# Start of Information provided
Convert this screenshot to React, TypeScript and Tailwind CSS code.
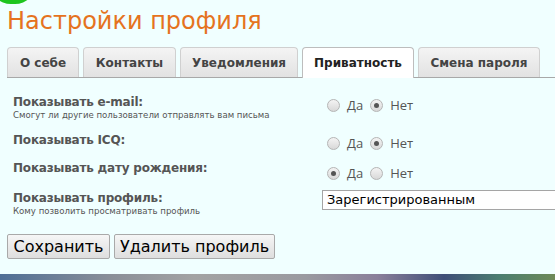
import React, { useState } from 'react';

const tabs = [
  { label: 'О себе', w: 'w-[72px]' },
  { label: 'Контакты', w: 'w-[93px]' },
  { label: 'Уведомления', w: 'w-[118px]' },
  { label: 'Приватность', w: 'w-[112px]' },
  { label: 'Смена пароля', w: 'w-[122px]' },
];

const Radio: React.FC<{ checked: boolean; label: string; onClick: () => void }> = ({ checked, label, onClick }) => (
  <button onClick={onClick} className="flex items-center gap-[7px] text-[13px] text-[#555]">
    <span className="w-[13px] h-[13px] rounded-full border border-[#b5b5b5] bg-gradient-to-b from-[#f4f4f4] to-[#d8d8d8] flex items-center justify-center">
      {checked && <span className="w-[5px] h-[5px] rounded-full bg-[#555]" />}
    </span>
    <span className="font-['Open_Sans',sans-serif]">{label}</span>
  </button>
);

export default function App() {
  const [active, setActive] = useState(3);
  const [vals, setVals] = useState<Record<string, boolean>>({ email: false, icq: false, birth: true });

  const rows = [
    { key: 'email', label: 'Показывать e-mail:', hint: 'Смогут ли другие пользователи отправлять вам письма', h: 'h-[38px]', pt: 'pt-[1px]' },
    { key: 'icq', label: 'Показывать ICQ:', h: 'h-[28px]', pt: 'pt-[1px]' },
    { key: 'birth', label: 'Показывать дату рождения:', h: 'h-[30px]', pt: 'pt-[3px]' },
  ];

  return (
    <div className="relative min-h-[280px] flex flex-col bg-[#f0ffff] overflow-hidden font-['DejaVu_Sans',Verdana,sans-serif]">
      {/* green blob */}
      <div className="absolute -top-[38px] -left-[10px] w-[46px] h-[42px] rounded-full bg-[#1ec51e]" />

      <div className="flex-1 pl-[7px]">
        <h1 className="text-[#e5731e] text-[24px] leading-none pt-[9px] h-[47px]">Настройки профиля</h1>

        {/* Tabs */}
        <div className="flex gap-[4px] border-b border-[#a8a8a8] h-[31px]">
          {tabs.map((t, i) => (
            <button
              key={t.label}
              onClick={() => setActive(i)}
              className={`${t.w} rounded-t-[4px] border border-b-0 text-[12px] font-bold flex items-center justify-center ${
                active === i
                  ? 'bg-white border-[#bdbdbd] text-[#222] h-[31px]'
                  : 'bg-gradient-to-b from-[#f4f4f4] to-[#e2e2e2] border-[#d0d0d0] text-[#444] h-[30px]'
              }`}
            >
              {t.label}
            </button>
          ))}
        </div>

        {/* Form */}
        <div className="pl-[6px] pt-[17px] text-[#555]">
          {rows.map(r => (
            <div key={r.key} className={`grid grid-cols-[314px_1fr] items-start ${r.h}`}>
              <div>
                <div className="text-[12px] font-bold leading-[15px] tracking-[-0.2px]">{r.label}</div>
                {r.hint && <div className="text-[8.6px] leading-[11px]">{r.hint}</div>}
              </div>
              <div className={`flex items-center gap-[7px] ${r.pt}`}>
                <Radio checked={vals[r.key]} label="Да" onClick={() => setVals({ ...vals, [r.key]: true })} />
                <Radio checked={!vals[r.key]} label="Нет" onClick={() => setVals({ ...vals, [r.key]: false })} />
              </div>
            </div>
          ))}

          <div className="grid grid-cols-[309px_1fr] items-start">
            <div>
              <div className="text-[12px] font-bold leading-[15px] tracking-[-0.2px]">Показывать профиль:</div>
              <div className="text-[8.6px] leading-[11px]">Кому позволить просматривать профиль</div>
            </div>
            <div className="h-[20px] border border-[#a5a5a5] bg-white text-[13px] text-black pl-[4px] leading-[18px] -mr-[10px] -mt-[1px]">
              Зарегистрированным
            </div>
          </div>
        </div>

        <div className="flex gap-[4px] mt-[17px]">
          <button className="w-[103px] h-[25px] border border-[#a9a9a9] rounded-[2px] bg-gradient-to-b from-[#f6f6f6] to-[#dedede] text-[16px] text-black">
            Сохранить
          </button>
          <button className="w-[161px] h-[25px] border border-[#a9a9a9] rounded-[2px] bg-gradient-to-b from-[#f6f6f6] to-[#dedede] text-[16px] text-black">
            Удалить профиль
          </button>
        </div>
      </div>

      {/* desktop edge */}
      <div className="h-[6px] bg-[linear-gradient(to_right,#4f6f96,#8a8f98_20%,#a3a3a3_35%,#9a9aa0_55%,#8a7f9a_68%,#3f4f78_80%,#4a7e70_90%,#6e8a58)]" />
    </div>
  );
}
# End of Information provided
• [Work to complete]: Transcribe the material exactly, keeping every word and none of the pictures.

• [Correct response]:
Convert this screenshot to React, TypeScript and Tailwind CSS code.
import React, { useState } from 'react';

const tabs = [
  { label: 'О себе', w: 'w-[72px]' },
  { label: 'Контакты', w: 'w-[93px]' },
  { label: 'Уведомления', w: 'w-[118px]' },
  { label: 'Приватность', w: 'w-[112px]' },
  { label: 'Смена пароля', w: 'w-[122px]' },
];

const Radio: React.FC<{ checked: boolean; label: string; onClick: () => void }> = ({ checked, label, onClick }) => (
  <button onClick={onClick} className="flex items-center gap-[7px] text-[13px] text-[#555]">
    <span className="w-[13px] h-[13px] rounded-full border border-[#b5b5b5] bg-gradient-to-b from-[#f4f4f4] to-[#d8d8d8] flex items-center justify-center">
      {checked && <span className="w-[5px] h-[5px] rounded-full bg-[#555]" />}
    </span>
    <span className="font-['Open_Sans',sans-serif]">{label}</span>
  </button>
);

export default function App() {
  const [active, setActive] = useState(3);
  const [vals, setVals] = useState<Record<string, boolean>>({ email: false, icq: false, birth: true });

  const rows = [
    { key: 'email', label: 'Показывать e-mail:', hint: 'Смогут ли другие пользователи отправлять вам письма', h: 'h-[38px]', pt: 'pt-[1px]' },
    { key: 'icq', label: 'Показывать ICQ:', h: 'h-[28px]', pt: 'pt-[1px]' },
    { key: 'birth', label: 'Показывать дату рождения:', h: 'h-[30px]', pt: 'pt-[3px]' },
  ];

  return (
    <div className="relative min-h-[280px] flex flex-col bg-[#f0ffff] overflow-hidden font-['DejaVu_Sans',Verdana,sans-serif]">
      {/* green blob */}
      <div className="absolute -top-[38px] -left-[10px] w-[46px] h-[42px] rounded-full bg-[#1ec51e]" />

      <div className="flex-1 pl-[7px]">
        <h1 className="text-[#e5731e] text-[24px] leading-none pt-[9px] h-[47px]">Настройки профиля</h1>

        {/* Tabs */}
        <div className="flex gap-[4px] border-b border-[#a8a8a8] h-[31px]">
          {tabs.map((t, i) => (
            <button
              key={t.label}
              onClick={() => setActive(i)}
              className={`${t.w} rounded-t-[4px] border border-b-0 text-[12px] font-bold flex items-center justify-center ${
                active === i
                  ? 'bg-white border-[#bdbdbd] text-[#222] h-[31px]'
                  : 'bg-gradient-to-b from-[#f4f4f4] to-[#e2e2e2] border-[#d0d0d0] text-[#444] h-[30px]'
              }`}
            >
              {t.label}
            </button>
          ))}
        </div>

        {/* Form */}
        <div className="pl-[6px] pt-[17px] text-[#555]">
          {rows.map(r => (
            <div key={r.key} className={`grid grid-cols-[314px_1fr] items-start ${r.h}`}>
              <div>
                <div className="text-[12px] font-bold leading-[15px] tracking-[-0.2px]">{r.label}</div>
                {r.hint && <div className="text-[8.6px] leading-[11px]">{r.hint}</div>}
              </div>
              <div className={`flex items-center gap-[7px] ${r.pt}`}>
                <Radio checked={vals[r.key]} label="Да" onClick={() => setVals({ ...vals, [r.key]: true })} />
                <Radio checked={!vals[r.key]} label="Нет" onClick={() => setVals({ ...vals, [r.key]: false })} />
              </div>
            </div>
          ))}

          <div className="grid grid-cols-[309px_1fr] items-start">
            <div>
              <div className="text-[12px] font-bold leading-[15px] tracking-[-0.2px]">Показывать профиль:</div>
              <div className="text-[8.6px] leading-[11px]">Кому позволить просматривать профиль</div>
            </div>
            <div className="h-[20px] border border-[#a5a5a5] bg-white text-[13px] text-black pl-[4px] leading-[18px] -mr-[10px] -mt-[1px]">
              Зарегистрированным
            </div>
          </div>
        </div>

        <div className="flex gap-[4px] mt-[17px]">
          <button className="w-[103px] h-[25px] border border-[#a9a9a9] rounded-[2px] bg-gradient-to-b from-[#f6f6f6] to-[#dedede] text-[16px] text-black">
            Сохранить
          </button>
          <button className="w-[161px] h-[25px] border border-[#a9a9a9] rounded-[2px] bg-gradient-to-b from-[#f6f6f6] to-[#dedede] text-[16px] text-black">
            Удалить профиль
          </button>
        </div>
      </div>

      {/* desktop edge */}
      <div className="h-[6px] bg-[linear-gradient(to_right,#4f6f96,#8a8f98_20%,#a3a3a3_35%,#9a9aa0_55%,#8a7f9a_68%,#3f4f78_80%,#4a7e70_90%,#6e8a58)]" />
    </div>
  );
}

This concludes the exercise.